Or, if you're not dead set on AAs, you could run 3 Cs, SubCs or 1/2Ds.

Or you could add a 65mm extension and run 3 Ds.

Just pulling ideas out of my *ss.


----------



## bobli17 (Feb 5, 2009)

Wally World has a flashlight (rayovac i think... :thinking with a 3S2P carrier. they sell it for $8.00 or 2 for $15.00. With a little modifing, i've made mines into a 6s carrier :naughty:


----------



## Alan B (Feb 5, 2009)

bobli17 said:


> Wally World has a flashlight (rayovac i think... :thinking with a 3S2P carrier. they sell it for $8.00 or 2 for $15.00. With a little modifing, i've made mines into a 6s carrier :naughty:



Is the diameter and length suitable for [email protected] D tubes? Which model?

Thanks,


----------



## mdocod (Feb 5, 2009)

It's on my list of things I'll be trying to make when I get my new equipment all here and set up


----------



## Alan B (Feb 5, 2009)

mdocod said:


> It's on my list of things I'll be trying to make when I get my new equipment all here and set up



Great. I had noticed your mention of that in the past when I searched, and I seem to recall some equipment that you were waiting for on the M6 regulator. It would be useful to have this option for 2D LED builds.


----------



## mdocod (Feb 5, 2009)

Yea with 3 cell direct drives being very popular for P7/MCE builds I have certainly "upped" my interest in perfecting such an adapter.



Eric


----------



## bobli17 (Feb 6, 2009)

Sorry for the late response.

I tried to look for my flashlights(2 for $15), but I couldn't find them, but I do believe they are made by Rayovac. I only purchased the flashlights for the battery carrier. I'm sure Walmart still sells them.

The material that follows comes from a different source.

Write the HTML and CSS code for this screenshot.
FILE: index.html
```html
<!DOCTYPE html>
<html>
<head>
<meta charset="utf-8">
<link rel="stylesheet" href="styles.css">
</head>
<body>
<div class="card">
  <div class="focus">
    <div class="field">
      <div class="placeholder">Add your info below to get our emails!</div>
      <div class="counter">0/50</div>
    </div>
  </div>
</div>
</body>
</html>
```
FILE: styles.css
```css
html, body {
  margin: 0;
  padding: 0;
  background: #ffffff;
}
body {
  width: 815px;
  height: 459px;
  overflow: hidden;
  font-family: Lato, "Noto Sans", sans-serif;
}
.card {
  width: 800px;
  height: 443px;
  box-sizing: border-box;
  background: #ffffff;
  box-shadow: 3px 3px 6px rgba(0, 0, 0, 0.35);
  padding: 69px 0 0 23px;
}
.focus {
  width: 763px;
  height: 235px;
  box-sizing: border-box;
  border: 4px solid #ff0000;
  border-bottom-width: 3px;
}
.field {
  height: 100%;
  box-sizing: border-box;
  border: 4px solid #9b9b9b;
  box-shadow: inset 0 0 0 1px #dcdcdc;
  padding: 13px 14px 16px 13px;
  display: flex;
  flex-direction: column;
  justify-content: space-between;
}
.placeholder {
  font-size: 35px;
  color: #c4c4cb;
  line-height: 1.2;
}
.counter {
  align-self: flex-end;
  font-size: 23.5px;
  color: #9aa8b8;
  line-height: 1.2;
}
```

The carrier does fit a 2D Mag but you'll need a thin sleeve so the batteries don't rattle. I used cardstock and electric tape.







Here is a close up of the battery carrier. The top one is modified to 6s.






It was essential to modify the bottom of the carrier to make a good contact. I simple cut an aluminum disk, drilled some holes and screwed it to the bottom.


----------



## Alan B (Feb 6, 2009)

Thanks for the photos and information! :thumbsup:


----------



## blackdragonx1186 (Feb 6, 2009)

bobli17 said:


> Sorry for the late response.
> 
> I tried to look for my flashlights(2 for $15), but I couldn't find them, but I do believe they are made by Rayovac. I only purchased the flashlights for the battery carrier. I'm sure Walmart still sells them.
> 
> ...



that holder is really nice. do ya think you could get the link up so we can see exactly which model has that holder? cause im looking for something like that!


----------



## bobli17 (Feb 6, 2009)

I couldn't find it on Walmart's website but I did find it on Rayovac's. This is the twin pack, you can also find a link to the single pack. Hope this helps. I was at my local WalMart maybe 2 weeks ago and they still had it there.


----------



## geek4christ (Feb 10, 2009)

Thanks for that link, bobli17.

I had heard there was a light with battery carrier at Wal-Mart but never figured out which one it was. I'm going to pick up some of those for myself.


----------



## Grog (Feb 10, 2009)

bobli17 said:


> I couldn't find it on Walmart's website but I did find it on Rayovac's. This is the twin pack, you can also find a link to the single pack. Hope this helps. I was at my local WalMart maybe 2 weeks ago and they still had it there.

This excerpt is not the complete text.